Your past clients like you. They’re just not thinking about you.

NAR data shows the median homeowner now stays put for 11 years before selling, and ATTOM puts the average even higher heading into 2026. Do the math on your past client list and most of those people are comfortably mid-tenure. They’re not shopping. They’re not Zillowing at midnight. They closed with you, moved in, and got on with their lives.

That’s the actual problem with most agent newsletters: they’re written for people who are actively thinking about real estate, when almost nobody on your list is. Market reports, rate updates, new listing announcements — useful to maybe 3% of recipients at any given moment, deleted by the other 97%.

A newsletter worth sending costs you almost nothing per contact compared to farming mailers or paid ads. The return comes from staying present long enough that when someone on your list does move, or knows someone who is, your name is already there.

Market reports, rate updates, new listing announcements , useful to maybe 3% of recipients at any given moment, deleted by the other 97%.
Market reports, rate updates, new listing announcements , useful to maybe 3% of recipients at any given moment, deleted by the other 97%.
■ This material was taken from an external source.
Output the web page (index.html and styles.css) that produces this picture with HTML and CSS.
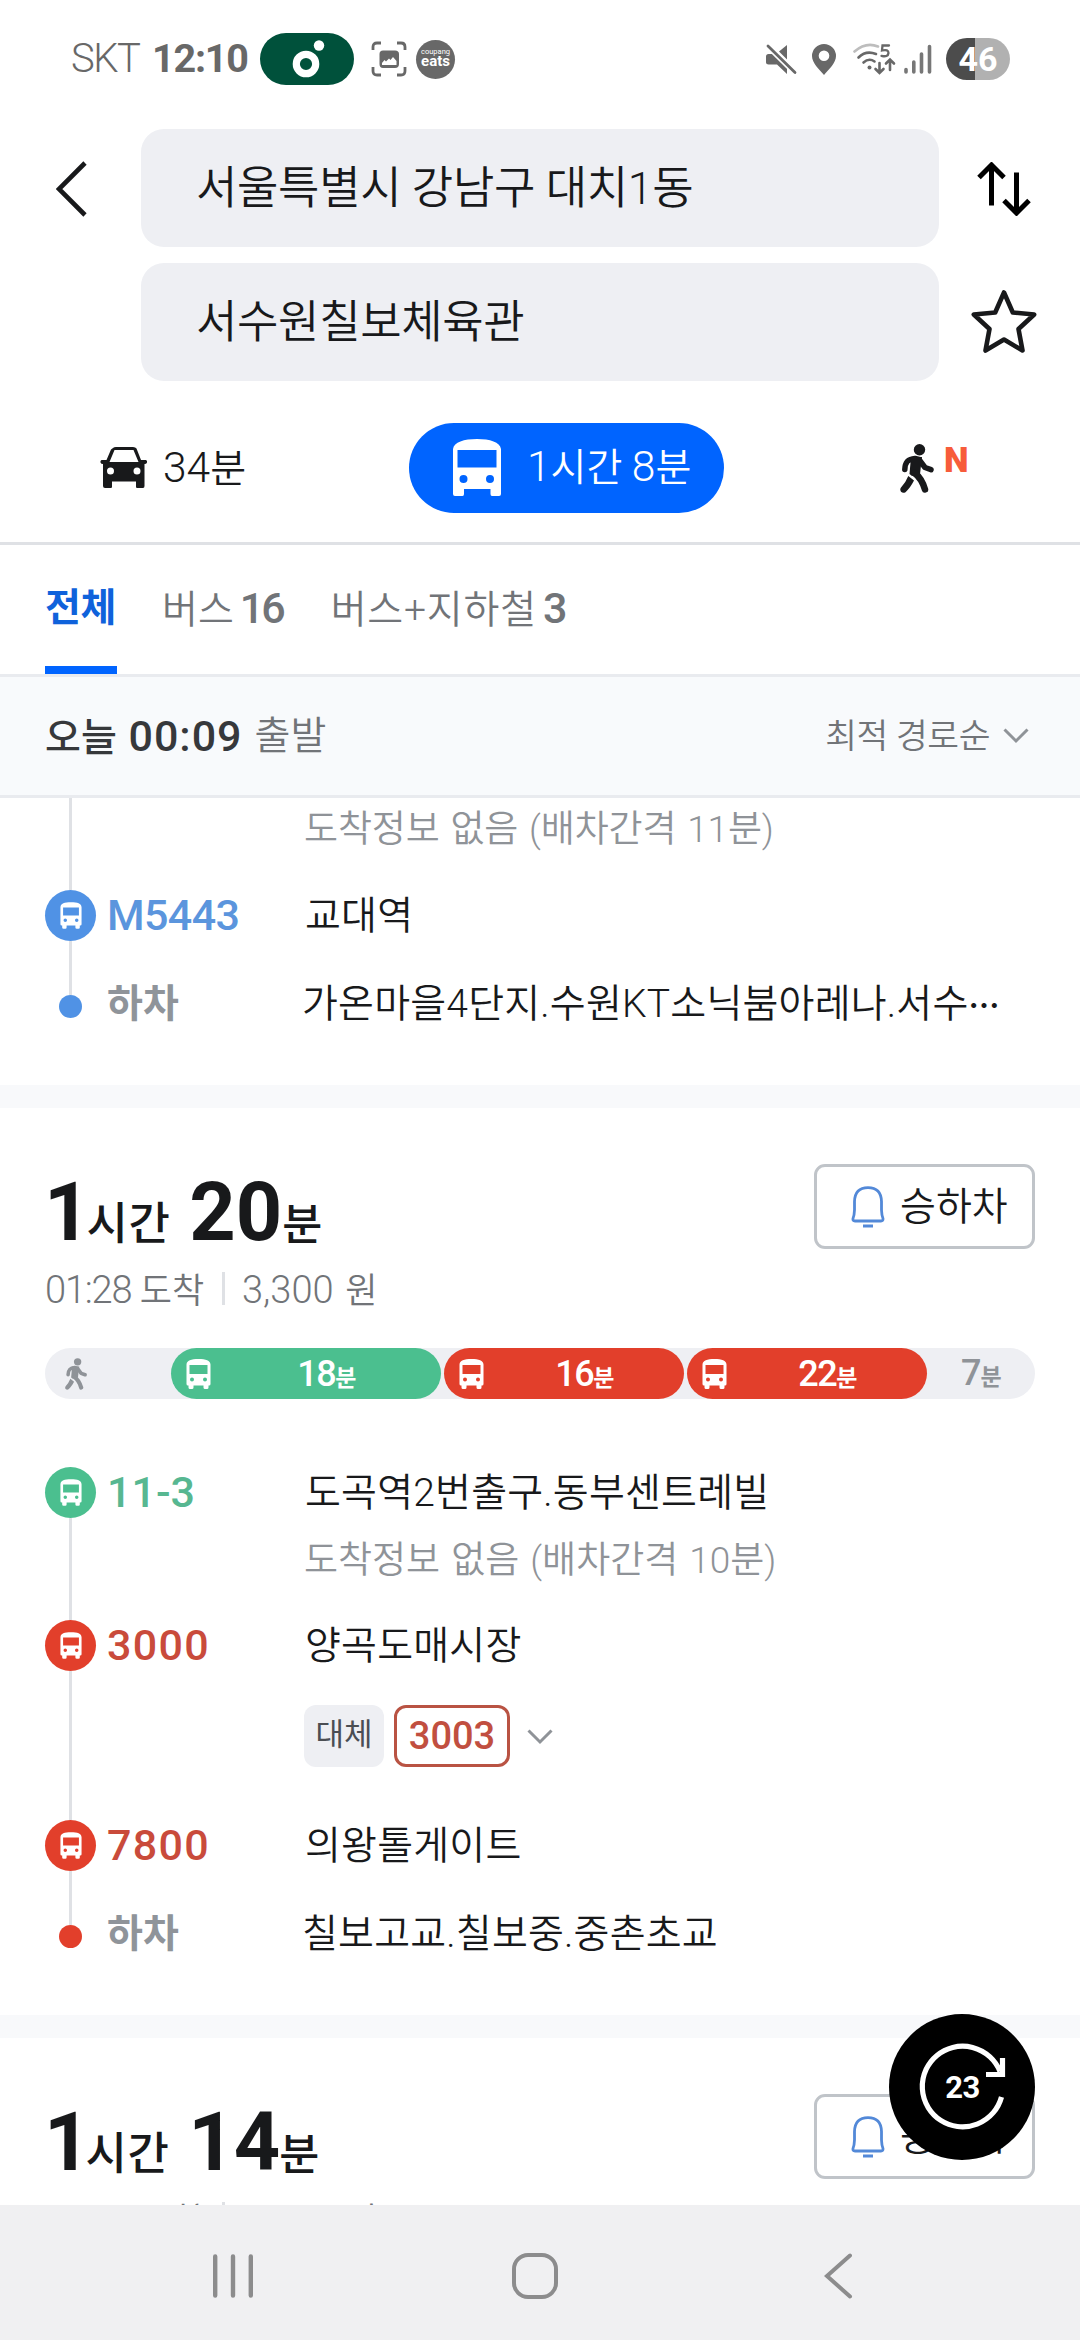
FILE: index.html
```
<!DOCTYPE html>
<html lang="ko">
<head>
<meta charset="utf-8">
<title>길찾기</title>
<link rel="stylesheet" href="styles.css">
</head>
<body>
<svg class="defs" aria-hidden="true">
  <symbol id="bus" viewBox="0 0 25 30">
    <path fill-rule="evenodd" d="M.5 5.500C.8 1.500 5 0 12.500 0S24.200 1.500 24.500 5.500V25q0 1.500-1.500 1.500h-.5V28.500q0 1.500-1.500 1.500h-2q-1.500 0-1.500-1.500V26.500H7.500V28.500Q7.500 30 6 30H4Q2.500 30 2.500 28.500V26.500H2Q.5 26.500.5 25ZM3.500 6V15H21.500V6ZM6 18.500a2 2 0 1 0 0 4a2 2 0 1 0 0-4ZM19 18.500a2 2 0 1 0 0 4a2 2 0 1 0 0-4Z"/>
  </symbol>
  <symbol id="walk" viewBox="0 0 34 49">
    <circle cx="19.500" cy="5.700" r="5.700"/>
    <path d="M4.800 25.500C5 18 8 15 15 14.500L19 15.500L25 23.500L31 25.700" fill="none" stroke="currentColor" stroke-width="5.500" stroke-linecap="round" stroke-linejoin="round"/>
    <path d="M11 13L22 13L20 30L12 32L9.500 30Z"/>
    <path d="M14.500 29C20 33 22.500 37 25 45.500" fill="none" stroke="currentColor" stroke-width="6.500" stroke-linecap="round"/>
    <path d="M8.300 32L14 36.500C11 42 9 45 5.500 48.200Q3 49.500 1 47.800Q-.500 45.500 1 43.500Q6 38 8.300 32Z"/>
  </symbol>
  <symbol id="bell" viewBox="0 0 34 42">
    <path d="M3.500 15.500Q4 1.700 17 1.700T30.500 15.500V24Q30.700 29.500 32 32.500Q32.300 35 30 35H4Q1.500 35 2 32.500Q3.300 29.500 3.500 24Z" fill="none" stroke="currentColor" stroke-width="2.800"/>
    <path d="M12 38.500H22V41.500H12Z"/>
  </symbol>
  <symbol id="chev" viewBox="0 0 26 16">
    <path d="M1.500 1.500L13 13L24.500 1.500" fill="none" stroke="currentColor" stroke-width="3"/>
  </symbol>
</svg>

<header class="status">
  <span class="carrier">SKT</span>
  <span class="clock">12:10</span>
  <span class="melon"><svg width="33" height="38" viewBox="0 0 33 38"><circle cx="14" cy="24" r="9.700" fill="none" stroke="#fff" stroke-width="7.200"/><circle cx="27" cy="5.500" r="5.200" fill="#fff"/></svg></span>
  <svg class="capture" width="36" height="36" viewBox="0 0 36 36"><path d="M2 9V6Q2 2 6 2H10M26 2H30Q34 2 34 6V9M34 26V30Q34 34 30 34H26M10 34H6Q2 34 2 30V26" fill="none" stroke="#686868" stroke-width="2.800"/><path fill-rule="evenodd" d="M12 9.500H24Q28 9.500 28 13V23Q28 27 24 27H12Q8.500 27 8.500 23V13Q8.500 9.500 12 9.500ZM11 24H25.500V20L22 16L19.500 19L18 17.500L15 20.500L13.500 19L11 22Z" fill="#686868"/></svg>
  <span class="eats"><small>coupang</small><b>eats</b></span>
  <span class="status-right">
    <svg width="31" height="31" viewBox="0 0 31 31"><path fill="#686868" d="M2.500 10H8L21 24V30L11 20.500H2.500Q0 20.500 0 18.500V12.500Q0 10 2.500 10ZM13 7.500L21 1V15.500Z"/><path d="M2 2L29 28.500" stroke="#fff" stroke-width="6"/><path d="M2 2L29 28.500" stroke="#686868" stroke-width="2.800" stroke-linecap="round"/></svg>
    <svg width="24" height="31" viewBox="0 0 24 31"><path fill="#686868" fill-rule="evenodd" d="M12 0A12 12 0 0 1 24 12C24 19 17 25 12 31C7 25 0 19 0 12A12 12 0 0 1 12 0ZM12 6.500A5.300 5.300 0 1 0 12 17.100A5.300 5.300 0 1 0 12 6.500Z"/></svg>
    <svg width="43" height="32" viewBox="0 0 43 32" fill="none" stroke="#686868" stroke-width="2.600" stroke-linecap="round"><path d="M1.500 8.500Q13 -1.500 25 3.500" stroke="#bdbdbd"/><path d="M5.500 14.500Q13 7 23 11M10.500 19.500Q16 14.500 21.500 18.500"/><circle cx="16.500" cy="24.500" r="2" fill="#686868" stroke="none"/><path d="M26.500 20V29M22.500 26L26.500 30L30.500 26M37 27V17M33 20.500L37 16.500L41 20.500"/><path d="M36 2.500H29.500L29 7.500Q35.500 6 35.500 10Q35 14.500 28.500 12.800" stroke-width="2.300"/></svg>
    <svg width="28" height="30" viewBox="0 0 28 30" stroke="#777" stroke-width="3.600" stroke-linecap="round"><path d="M2 25.500V28M9.800 18V28M17.500 10V28M25.500 2.500V28"/></svg>
    <span class="battery">46</span>
  </span>
</header>

<section class="search">
  <svg class="back" width="32" height="56" viewBox="0 0 32 56"><path d="M29 2L3 28L29 54" fill="none" stroke="#18191b" stroke-width="4.600"/></svg>
  <div class="field">서울특별시 강남구 대치1동</div>
  <svg class="swap" width="54" height="54" viewBox="0 0 54 54" fill="none" stroke="#000" stroke-width="5"><path d="M14.500 43.500V4M2 15.500L14.500 3L27 15.500M39.500 10.500V50M27 38.500L39.500 51L52 38.500"/></svg>
  <div class="field to">서수원칠보체육관</div>
  <svg class="star" width="68" height="66" viewBox="0 0 68 66"><path d="M34 4.500L42.800 24.500L64.200 26.500L48.500 41L52.500 62.500L34 51.500L15.500 62.500L19.500 41L3.800 26.500L25.200 24.500Z" fill="none" stroke="#18191b" stroke-width="4.600" stroke-linejoin="round"/></svg>
</section>

<nav class="modes">
  <div class="mode car">
    <svg width="48" height="42" viewBox="0 0 48 42"><path fill="#18191b" fill-rule="evenodd" d="M13 1Q14 0 16 0H33Q35.500 0 36.500 1.500L41 13H46Q47.500 13.500 47 15.500Q46.500 17 44.500 17V39Q44.500 41 43 41H37Q36 41 36 39.500V34.500H12V39.500Q12 41 11 41H5Q3 41 3 39V17Q1 17 .5 15.500Q0 13.500 1.500 13H6.500L11 2.500ZM14.500 3L9.500 15H38.500L33.500 3ZM10.500 20.500A3.500 3.500 0 1 0 10.500 27.500A3.500 3.500 0 1 0 10.500 20.500ZM37 20.500A3.500 3.500 0 1 0 37 27.500A3.500 3.500 0 1 0 37 20.500Z"/></svg>
    <span class="mode-time"><i>34</i>분</span>
  </div>
  <div class="mode bus">
    <svg width="48" height="57" viewBox="0 0 48 57"><path fill="#fff" fill-rule="evenodd" d="M0 10C1 3 11 0 24 0S47 3 48 10V55Q48 57 46 57H39Q37.500 57 37.500 55V50H11V55Q11 57 9.500 57H2Q0 57 0 55ZM4.500 11V28.500H43.500V11ZM10.500 36A4 4 0 1 0 10.500 44A4 4 0 1 0 10.500 36ZM37 36A4 4 0 1 0 37 44A4 4 0 1 0 37 36Z"/></svg>
    <span class="mode-time"><i>1</i>시간 <i>8</i>분</span>
  </div>
  <div class="mode foot">
    <svg width="34" height="49"><use href="#walk"/></svg>
    <b class="new">N</b>
  </div>
</nav>

<nav class="tabs">
  <div class="tab active">전체</div>
  <div class="tab t2">버스<b>16</b></div>
  <div class="tab t3">버스+지하철<b>3</b></div>
</nav>

<section class="depart">
  <b>오늘 <i>00:09</i></b><span class="go">출발</span>
  <span class="sort">최적 경로순</span><svg width="26" height="16"><use href="#chev"/></svg>
</section>

<main class="results">
  <article class="card blue">
    <div class="leg info first-visible"><div class="rail"></div><span class="sub">도착정보 없음 (배차간격 11분)</span></div>
    <div class="leg"><div class="rail"><span class="disc"><svg width="22" height="27"><use href="#bus"/></svg></span></div><span class="route">M5443</span><span class="stop">교대역</span></div>
    <div class="leg end"><div class="rail"><span class="dot"></span></div><span class="off">하차</span><span class="stop">가온마을4단지.수원KT소닉붐아레나.서수<em>⋯</em></span></div>
  </article>

  <article class="card">
    <div class="head">
      <h2><b>1</b><span class="h">시간</span><b>20</b><span class="m">분</span></h2>
      <div class="alarm"><svg width="34" height="42"><use href="#bell"/></svg><span>승하차</span></div>
    </div>
    <div class="meta"><span class="arrive"><i>01:28</i> 도착</span><span class="fare"><i>3,300</i> 원</span></div>
    <div class="bar">
      <div class="walk"><svg width="22" height="32"><use href="#walk"/></svg></div>
      <div class="seg green" style="width:270px"><svg width="25" height="30"><use href="#bus"/></svg><span>18<small>분</small></span></div>
      <div class="seg red" style="width:240px"><svg width="25" height="30"><use href="#bus"/></svg><span>16<small>분</small></span></div>
      <div class="seg red" style="width:240px"><svg width="25" height="30"><use href="#bus"/></svg><span>22<small>분</small></span></div>
      <div class="rest">7<small>분</small></div>
    </div>
    <div class="leg start green"><div class="rail"><span class="disc"><svg width="22" height="27"><use href="#bus"/></svg></span></div><span class="route">11-3</span><span class="stop">도곡역2번출구.동부센트레빌</span></div>
    <div class="leg info"><div class="rail"></div><span class="sub">도착정보 없음 (배차간격 10분)</span></div>
    <div class="leg red"><div class="rail"><span class="disc"><svg width="22" height="27"><use href="#bus"/></svg></span></div><span class="route">3000</span><span class="stop">양곡도매시장</span></div>
    <div class="leg alt"><div class="rail"></div><span class="tag">대체</span><span class="num">3003</span><svg width="26" height="16"><use href="#chev"/></svg></div>
    <div class="leg red"><div class="rail"><span class="disc"><svg width="22" height="27"><use href="#bus"/></svg></span></div><span class="route">7800</span><span class="stop">의왕톨게이트</span></div>
    <div class="leg end red"><div class="rail"><span class="dot"></span></div><span class="off">하차</span><span class="stop">칠보고교.칠보중.중촌초교</span></div>
  </article>

  <article class="card next">
    <div class="head">
      <h2><b>1</b><span class="h">시간</span><b>14</b><span class="m">분</span></h2>
      <div class="alarm"><svg width="34" height="42"><use href="#bell"/></svg><span>승하차</span></div>
    </div>
    <div class="meta"><span class="arrive"><i>01:21</i> 도착</span><span class="fare"><i>3,300</i> 원</span></div>
  </article>

  <div class="refresh">
    <svg width="146" height="146" viewBox="0 0 146 146" fill="none" stroke="#fff" stroke-width="5.200"><path d="M112.500 83A40.300 40.300 0 1 1 111 57.500M113.500 44V60.500H97"/></svg>
    <span>23</span>
  </div>
</main>

<footer class="sysnav">
  <svg width="40" height="44" viewBox="0 0 40 44" stroke="#8c8c8d" stroke-width="4.400" stroke-linecap="round"><path d="M2.200 2.500V41.500M20 2.500V41.500M37.800 2.500V41.500"/></svg>
  <svg width="46" height="46" viewBox="0 0 46 46"><rect x="2" y="2" width="42" height="42" rx="14" fill="none" stroke="#8c8c8d" stroke-width="4"/></svg>
  <svg width="29" height="46" viewBox="0 0 29 46"><path d="M26 2.500L3 23L26 43.500" fill="none" stroke="#8c8c8d" stroke-width="4" stroke-linecap="round"/></svg>
</footer>
</body>
</html>
```
FILE: styles.css
```
* { box-sizing: border-box; }
html, body { margin: 0; padding: 0; }
body {
  width: 1080px;
  height: 2340px;
  overflow: hidden;
  display: flex;
  flex-direction: column;
  background: #fff;
  color: #18191b;
  fill: currentColor;
  font-family: Roboto, "Noto Sans CJK KR", sans-serif;
  font-weight: 350;
  font-size: 39px;
  line-height: 1;
  white-space: nowrap;
}
svg { display: block; flex: none; }
i, em { font-style: normal; }
.defs { position: absolute; width: 0; height: 0; }

/* status bar */
.status { height: 129px; padding: 0 70px 11px 71px; display: flex; align-items: center; color: #686868; }
.carrier { font-size: 40px; width: 81px; letter-spacing: -1.500px; font-weight: 350; }
.clock { font-weight: 700; font-size: 39.500px; letter-spacing: -1.200px; width: 108px; }
.melon { width: 94px; height: 52px; border-radius: 26px; background: #00513b; display: flex; align-items: center; justify-content: center; padding: 0 0 1px 3px; }
.capture { margin-left: 17px; }
.eats { width: 39px; height: 39px; border-radius: 50%; background: #686868; color: #fff; margin-left: 9px; display: flex; flex-direction: column; align-items: center; justify-content: center; line-height: 1; padding-bottom: 2px; }
.eats small { font-size: 7.500px; font-weight: 400; line-height: 7px; }
.eats b { font-size: 15px; font-weight: 700; line-height: 13px; }
.status-right { margin-left: auto; display: flex; align-items: center; }
.status-right svg:nth-child(2) { margin-left: 15px; }
.status-right svg:nth-child(3) { margin-left: 17px; }
.status-right svg:nth-child(4) { margin-left: 8px; }
.battery { width: 64px; height: 42px; border-radius: 21px; margin-left: 14px; background: linear-gradient(90deg, #4c4c4c 29px, #b1b1b1 29px); color: #fff; font-weight: 700; font-size: 34px; line-height: 43px; text-align: center; }

/* search */
.search { display: grid; grid-template-columns: 141px 798px 141px; grid-template-rows: 118px 118px; row-gap: 16px; align-items: center; }
.field { grid-column: 2; height: 118px; border-radius: 23px; background: #eeeff3; padding-left: 55px; font-size: 45px; line-height: 120px; letter-spacing: -.35px; }
.back { margin: 2px 0 0 56px; }
.swap { margin-left: 38px; margin-top: 2px; grid-column: 3; }
.star { margin-left: 31px; margin-top: -2px; grid-column: 3; }

/* transport modes */
.modes { height: 164px; border-bottom: 3px solid #dfe1e5; display: flex; align-items: flex-start; padding-top: 42px; }
.mode { height: 90px; display: flex; align-items: center; }
.mode i { font-size: 42.500px; }
.car { width: 409px; padding-left: 100px; gap: 15px; }
.bus { width: 315px; padding: 0 0 1px 44px; border-radius: 45px; background: #0064ff; color: #fff; gap: 26px; }
.foot { padding-left: 176px; align-items: flex-start; }
.foot svg { margin-top: 21px; }
.new { margin: 20px 0 0 10px; color: #f75c3a; font-weight: 900; font-size: 35px; }

/* filter tabs */
.tabs { height: 132px; border-bottom: 3px solid #e9ebef; padding-left: 45px; display: flex; color: #717478; }
.tab { line-height: 126px; }
.tab b { font-weight: 500; font-size: 43px; letter-spacing: -3px; }
.active { width: 72px; color: #0f62db; font-weight: 700; letter-spacing: -.5px; border-bottom: 8px solid #0064ff; }
.t2 { margin-left: 45px; }
.t3 { margin-left: 48px; letter-spacing: .8px; }
.t2 b, .t3 b { margin-left: 6px; }

/* departure */
.depart { height: 121px; background: #f8fafc; border-bottom: 3px solid #e9ebef; padding: 0 51px 0 45px; display: flex; align-items: center; color: #717478; }
.depart b { font-weight: 500; color: #36383b; }
.depart i { font-size: 43px; letter-spacing: 1px; margin-left: 2px; }
.go { margin-left: 12px; }
.sort { margin-left: auto; font-size: 34.500px; letter-spacing: -.4px; margin-right: 13px; }
.depart svg { color: #8f9398; }

/* results */
.results { height: 1407px; overflow: hidden; position: relative; }
.card { padding: 0 45px; background: #fff; }
.card + .card { border-top: 23px solid #f8f9fb; }
.card + .card .head { margin-top: 56px; }
.head { display: flex; justify-content: space-between; height: 85px; }
h2 { margin: 0 0 0 -1px; font-weight: 500; display: flex; align-items: baseline; line-height: 98px; }
h2 b { font-weight: 700; font-size: 81px; }
h2 span { font-size: 45px; }
h2 .h { margin: 0 19px 0 -4px; letter-spacing: .5px; }
h2 .m { font-size: 43.500px; }
.next .h { margin-right: 19px; }
.next b { letter-spacing: -1px; }
.alarm { width: 221px; height: 85px; border: 3px solid #c0c4c9; border-radius: 11px; display: flex; align-items: center; padding-left: 34px; gap: 15px; }
.alarm svg { color: #5389d8; }
.alarm span { padding-top: 2px; }
.meta { height: 99px; padding-top: 23px; font-size: 35px; color: #717478; display: flex; }
.meta span { height: 33px; line-height: 36px; }
.meta i { font-size: 38px; }
.arrive { width: 180px; border-right: 3px solid #dfe1e5; }
.arrive i { letter-spacing: -1.200px; }
.fare { padding-left: 17px; word-spacing: 3px; }
.bar { height: 51px; border-radius: 26px; background: #eeeff3; display: flex; gap: 3px; }
.walk { width: 123px; padding: 10px 0 0 20px; color: #8f9398; }
.seg { height: 51px; border-radius: 26px; color: #fff; padding-left: 15px; display: flex; align-items: center; font-weight: 500; font-size: 36px; letter-spacing: -1.500px; }
.seg span { flex: 1; text-align: center; }
.bar small { font-size: 23px; font-weight: 700; }
.seg.green { background: #4bbf8f; }
.seg.red { background: #e23f2b; }
.rest { flex: 1; padding-left: 31px; line-height: 51px; font-weight: 500; font-size: 36px; letter-spacing: -1px; color: #8f9398; }

.leg { height: 101px; display: flex; align-items: center; }
.rail { align-self: stretch; width: 51px; margin-right: 11px; display: flex; flex-direction: column; align-items: center; }
.rail::before, .rail::after { content: ""; flex: 1; width: 3px; background: #dfe1e5; }
.start .rail::before, .end .rail::after { background: none; }
.start { margin-top: 43px; }
.disc { width: 51px; height: 51px; border-radius: 50%; background: var(--c); display: flex; align-items: center; justify-content: center; color: #fff; }
.dot { width: 23px; height: 23px; border-radius: 50%; background: var(--c); }
.route { width: 198px; font-weight: 500; font-size: 43px; color: var(--t); }
.blue { --c: #5092e5; --t: #5b95dd; }
.blue .route { letter-spacing: -.6px; }
.leg.green { --c: #4bbf8f; --t: #57b791; }
.leg.red { --c: #e23f2b; --t: #c94b3b; }
.red .route { letter-spacing: 1.300px; }
.stop { letter-spacing: .2px; padding-top: 2px; }
.stop em { font-weight: 700; font-size: 31px; }
.end { height: 81px; margin-bottom: 38px; }
.off { width: 195px; font-weight: 700; color: #8f949a; padding-bottom: 4px; }
.end .stop { padding: 0 0 4px; }
.info { height: 52px; align-items: flex-start; }
.sub { margin-left: 197px; font-size: 37px; line-height: 36px; color: #8f9398; word-spacing: 2px; }
.first-visible { height: 67px; }
.first-visible .sub { margin-top: 14px; letter-spacing: -.15px; }
.alt { height: 99px; align-items: flex-start; }
.tag { margin: 9px 0 0 197px; width: 80px; height: 62px; border-radius: 12px; background: #eeeff3; color: #4b4e53; font-size: 31px; font-weight: 400; text-align: center; line-height: 60px; }
.num { margin: 9px 0 0 10px; width: 116px; height: 62px; border: 3px solid #b95343; border-radius: 12px; color: #c14f40; font-size: 38px; font-weight: 500; text-align: center; line-height: 57px; }
.alt svg { margin: 33px 0 0 17px; color: #8f9398; }

.refresh { position: absolute; left: 889px; top: 1216px; width: 146px; height: 146px; border-radius: 50%; background: #000; color: #fff; }
.refresh span { position: absolute; left: 0; width: 147px; top: 58px; text-align: center; font-size: 31px; font-weight: 700; letter-spacing: -.5px; }

/* system navigation */
.sysnav { height: 135px; background: #f0f0f2; display: flex; align-items: center; padding-top: 7px; }
.sysnav svg:nth-child(1) { margin-left: 213px; }
.sysnav svg:nth-child(2) { margin-left: 259px; }
.sysnav svg:nth-child(3) { margin-left: 266px; }
```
The only way to do that is to send something people actually want to read. (For the broader email playbook this realtor newsletter plugs into — automations, deliverability, segmentation — see our email marketing strategy guide.)

The three formats that get deleted before the first scroll

Most agent newsletters fail the same three ways.

The MLS stat dump is the most common offender: median days on market, list-to-sale ratios, closed volume. That data matters when someone is actively buying or selling. For a homeowner in year four of an eleven-year tenure, it reads like a spreadsheet someone accidentally CC’d them on.

The listing announcement is just an ad. Your past clients know you sell houses. They don’t need a flyer about a three-bed in Brentwood they’ll never buy.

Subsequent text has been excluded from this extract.